Harvey didn’t stay.  ‘I’m getting too old ’ he said and left.  After that I went six times alone, paid Trudi fifteen pounds each time to fetch a drink before I dared shout above the music.

‘Remember me?’

‘Sure darlin’ Came in last week, week before too.  Like what you see?’

‘Can we talk?’

‘Fifty pounds for privates. Ten minutes. No touching.’

‘Robert, Colin’s cousin remember?  Marty’s friend.’

‘Still fifty pounds sweetheart.’  She remembered.  I paid her fifty pounds and returned the next week.  After five weeks she relented and took me home. 

We had sex. We kept the light on.

‘You sleeping or something?’ she asked me. ‘Or do you prefer men?’

I thrust harder and Trudi clamped her legs around me.  ‘Come on Motherfucker’ she said, ‘ride me.’  I almost fell over with surprise.

We thrashed around the bedroom, grabbing wildly onto headboards, chairs and carpet. She fought me like a lioness battling for her cubs and then gently she let me down, exhausted, panting, licking.  She had a metal stud through her tongue.

‘Drives men wild’ she said, ‘fantastic for ‘O.’   She demonstrated.

At 4am she threw me out. ‘Two hundred pounds’ she said, ‘plus fifty for the bruises.’

‘Yours or mine?’

Gilli was waiting up when I arrived home.  ‘Mind your shoes on the carpet’ she said.

***

My first ever formal date was with a prostitute.  I took orchids and had my hair cut short in the morning.  I was twenty five years old.

Trudi wore a summer dress, demure and done up at the neck, her supercharged breasts bursting to escape.  We lunched on Greek salad and sipped Roederer Brut Premier champagne.  It was a Wednesday afternoon in summer.  We sat out beside the Tinsley canal and watched the river barges rising and falling through a lock.    Afterwards we went ten pin bowling.  We talked for four or five hours, my jaw ached from laughing.

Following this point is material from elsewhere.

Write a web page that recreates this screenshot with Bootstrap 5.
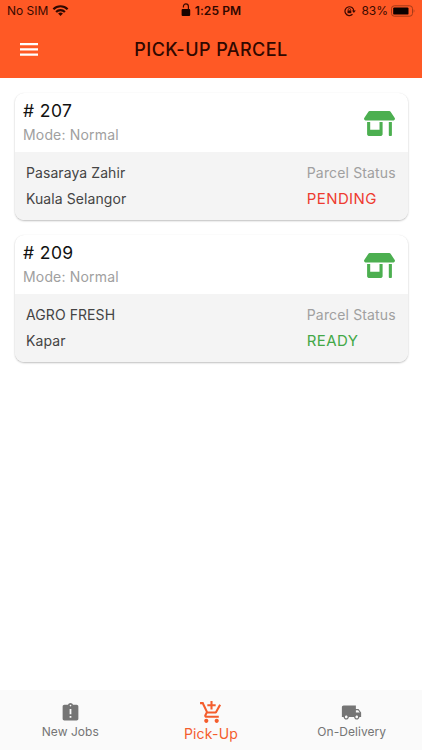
<!DOCTYPE html>
<html lang="en">
<head>
<meta charset="utf-8">
<meta name="viewport" content="width=device-width, initial-scale=1">
<title>Pick-Up Parcel</title>
<link href="https://cdn.jsdelivr.net/npm/bootstrap@5.3.0/dist/css/bootstrap.min.css" rel="stylesheet">
<style>
body{font-family:Inter,"Liberation Sans",sans-serif;background:#fff;height:750px;overflow:hidden;white-space:nowrap}
svg{display:block;flex:none}
.app-head{background:#ff5925;height:77.5px;color:#3a0a00}
.status{height:22px;font-size:12px;line-height:22px;padding:0 7px 0 7px;display:grid;grid-template-columns:1fr auto 1fr}
.clock{font-weight:600;letter-spacing:.1px;color:#300700}
.lock{margin-bottom:2px}
.batt{margin:0 3px 0 5px}
.title-row{height:55px;padding:0 38px 0 20px}
.title-row h1{font-size:18px;font-weight:500;letter-spacing:.45px;line-height:24px;color:#300800}
.parcels{padding:15px 14.5px 0 15px;gap:15.5px}
.parcel{border:0;border-radius:9px;overflow:hidden;height:127px;box-shadow:0 1px 2px rgba(0,0,0,.25),0 0 1px rgba(0,0,0,.06)}
.p-top{height:59px;padding:5px 13px 0 8px}
.p-num{font-size:17.5px;line-height:26px;letter-spacing:.4px;font-weight:400;color:#111}
.p-mode{font-size:14px;line-height:22px;letter-spacing:.17px;color:#a0a0a0}
.shop{margin-top:13px}
.p-body{background:#f4f4f4;padding:8px 11.7px 0 11px;font-size:14px;line-height:26px;letter-spacing:.08px;color:#444}
.p-label{color:#a0a0a0;letter-spacing:.15px}
.p-state{font-size:15px;font-weight:400;letter-spacing:.4px}
.pending{color:#ee3b30}
.ready{color:#43a847}
.tabs{background:#fafafa;height:59.5px;box-shadow:0 -1px 1px rgba(0,0,0,.02);color:#757575;font-size:12px;letter-spacing:.05px;line-height:16px}
.tab-cell{padding-bottom:10px}
.tab-on{color:#f45d2d;font-size:14px;letter-spacing:.2px;padding-bottom:8px}
.tab-gap{margin-bottom:1px}
</style>
</head>
<body class="d-flex flex-column">
<header class="app-head">
  <div class="status">
    <div class="d-flex align-items-center"><span class="sim">No SIM</span>
      <svg class="ms-1 lock" width="17" height="13" viewBox="0 0 17 13" fill="none" stroke="#300800" stroke-width="2.2"><path d="M1.4 5.2a10 10 0 0 1 14.2 0M4.1 8a6.2 6.2 0 0 1 8.8 0"/><path d="M8.5 12 6.1 9.6a3.4 3.4 0 0 1 4.8 0z" fill="#300800" stroke="none"/></svg></div>
    <div class="d-flex align-items-center clock"><svg class="me-1 lock" width="10" height="14" viewBox="0 0 10 14"><rect x=".6" y="6" width="8.6" height="7" rx="1" fill="#180300"/><path d="M2.4 4.4V3.4a2.5 2.5 0 0 1 5 0V6.4" fill="none" stroke="#3a0800" stroke-width="1.2"/></svg><span>1:25 PM</span></div>
    <div class="d-flex align-items-center justify-content-end">
      <svg width="12" height="12" viewBox="0 0 12 12" fill="none" stroke="#3a0800" stroke-width="1.2"><path d="M8.5 9.3A4.4 4.4 0 1 1 9.8 6"/><path d="M7.9 5.5h3.9L9.9 8z" fill="#3a0800" stroke="none"/><rect x="3.5" y="5.4" width="3.8" height="2.8" fill="#3a0800" stroke="none"/><path d="M4.2 5.4v-.7a1.200 1.200 0 0 1 2.400 0v.7" stroke-width=".8"/></svg>
      <span class="batt">83%</span>
      <svg width="24" height="12" viewBox="0 0 24 12"><rect x=".5" y=".8" width="21" height="10.4" rx="2.8" fill="none" stroke="#a53a18"/><rect x="2.2" y="2.4" width="15.3" height="7.2" rx="1.2" fill="#0a0100"/><path d="M22.7 4.3q1.5 1.7 0 3.4z" fill="#a53a18"/></svg>
    </div>
  </div>
  <div class="title-row d-flex align-items-center">
    <svg width="18" height="13" viewBox="0 0 18 13" fill="#fff"><path d="M0 0h18v2.200H0zM0 5.300h18v2.200H0zM0 10.600h18v2.200H0z"/></svg>
    <h1 class="mb-0 flex-grow-1 text-center">PICK-UP PARCEL</h1>
  </div>
</header>
<main class="parcels flex-grow-1 d-flex flex-column">
  <article class="card parcel">
    <div class="p-top d-flex justify-content-between">
      <div><div class="p-num"># 207</div><div class="p-mode">Mode: Normal</div></div>
      <svg class="shop" width="31" height="25" viewBox="0 0 640 512" fill="#4caf50"><path d="M320 384H128V224H64v256c0 17.700 14.300 32 32 32h256c17.700 0 32-14.300 32-32V224h-64v160zm314.600-241.800l-85.300-128c-6-8.900-16-14.200-26.700-14.200H117.400c-10.700 0-20.700 5.300-26.600 14.200l-85.300 128c-14.200 21.300 1 49.800 26.600 49.800H608c25.500 0 40.700-28.500 26.600-49.800zM512 496c0 8.800 7.200 16 16 16h32c8.800 0 16-7.200 16-16V224h-64v272z"/></svg>
    </div>
    <div class="p-body d-flex justify-content-between flex-grow-1">
      <div><div>Pasaraya Zahir</div><div>Kuala Selangor</div></div>
      <div><div class="p-label">Parcel Status</div><div class="p-state pending">PENDING</div></div>
    </div>
  </article>
  <article class="card parcel">
    <div class="p-top d-flex justify-content-between">
      <div><div class="p-num"># 209</div><div class="p-mode">Mode: Normal</div></div>
      <svg class="shop" width="31" height="25" viewBox="0 0 640 512" fill="#4caf50"><path d="M320 384H128V224H64v256c0 17.700 14.300 32 32 32h256c17.700 0 32-14.300 32-32V224h-64v160zm314.600-241.800l-85.300-128c-6-8.900-16-14.200-26.700-14.200H117.400c-10.700 0-20.700 5.300-26.600 14.200l-85.300 128c-14.200 21.300 1 49.800 26.600 49.800H608c25.500 0 40.700-28.500 26.600-49.800zM512 496c0 8.800 7.200 16 16 16h32c8.800 0 16-7.200 16-16V224h-64v272z"/></svg>
    </div>
    <div class="p-body d-flex justify-content-between flex-grow-1">
      <div><div>AGRO FRESH</div><div>Kapar</div></div>
      <div><div class="p-label">Parcel Status</div><div class="p-state ready">READY</div></div>
    </div>
  </article>
</main>
<nav class="tabs row g-0 text-center">
  <div class="col tab-cell d-flex flex-column align-items-center justify-content-end">
    <svg class="tab-gap" width="21" height="21" viewBox="0 0 24 24" fill="currentColor"><path d="M19 3h-4.180C14.400 1.840 13.300 1 12 1s-2.400.84-2.820 2H5c-1.100 0-2 .9-2 2v14c0 1.100.9 2 2 2h14c1.100 0 2-.9 2-2V5c0-1.100-.9-2-2-2zm-6 15h-2v-2h2v2zm0-4h-2V8h2v6zm-1-9c-.55 0-1-.45-1-1s.45-1 1-1 1 .45 1 1-.45 1-1 1z"/></svg>
    <div class="tab-name">New Jobs</div>
  </div>
  <div class="col tab-on d-flex flex-column align-items-center justify-content-end">
    <svg class="tab-gap" width="25" height="25" viewBox="0 0 24 24" fill="currentColor"><path d="M11 9h2V6h3V4h-3V1h-2v3H8v2h3v3zm-4 9c-1.100 0-1.990.9-1.990 2S5.900 22 7 22s2-.9 2-2-.9-2-2-2zm10 0c-1.100 0-1.990.9-1.990 2s.89 2 1.990 2 2-.9 2-2-.9-2-2-2zm-9.830-3.250l.03-.12.9-1.630h7.450c.75 0 1.410-.41 1.750-1.030l3.860-7.010L19.420 4h-.01l-1.100 2-2.760 5H8.530l-.13-.27L6.160 6l-.95-2-.94-2H1v2h2l3.600 7.590-1.350 2.450c-.16.28-.25.61-.25.96 0 1.100.9 2 2 2h12v-2H7.420c-.13 0-.25-.11-.25-.25z"/></svg>
    <div class="tab-name">Pick-Up</div>
  </div>
  <div class="col tab-cell d-flex flex-column align-items-center justify-content-end">
    <svg class="tab-gap" width="21" height="21" viewBox="0 0 24 24" fill="currentColor"><path d="M20 8h-3V4H3c-1.100 0-2 .9-2 2v11h2c0 1.660 1.340 3 3 3s3-1.340 3-3h6c0 1.660 1.340 3 3 3s3-1.340 3-3h2v-5l-3-4zM6 18.500c-.83 0-1.500-.67-1.500-1.500s.67-1.500 1.500-1.500 1.500.67 1.500 1.500-.67 1.500-1.500 1.500zm13.500-9l1.960 2.500H17V9.500h2.500zm-1.500 9c-.83 0-1.500-.67-1.500-1.500s.67-1.500 1.500-1.500 1.500.67 1.500 1.500-.67 1.500-1.500 1.500z"/></svg>
    <div class="tab-name">On-Delivery</div>
  </div>
</nav>
<script src="https://cdn.jsdelivr.net/npm/bootstrap@5.3.0/dist/js/bootstrap.bundle.min.js"></script>
</body>
</html>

We made love to the thrills of Def Leppard, ‘Love Bites’, Joe Elliot on vocals while Rick Allen pounded out a one-armed electronic drum rhythm to drive us both to the edge, and over.   

When you’re alone, do you let go?
Are you wild ’n’ willin’ or is it just for show?

After that I stayed the night.  She didn’t charge. 

***

47 Meadow Avenue is a place from my past.  I’m lying on the carpet, empty bottle in hand when the door opens.  Gillian is back.  I am thinking ‘Is there ever such a thing as the victimless crime?’ and all I know is that I have found a way to open my body to the music and let it sing away the dark dreams and the chemical imbalance that is eating me away.

From somewhere far away she speaks. 

‘The counsellor.  Eleven. We’re late!’

The music is still blaring.  She moves to turn it down.

     Going down, going down now
     When the levee breaks I’ll have no place to stay.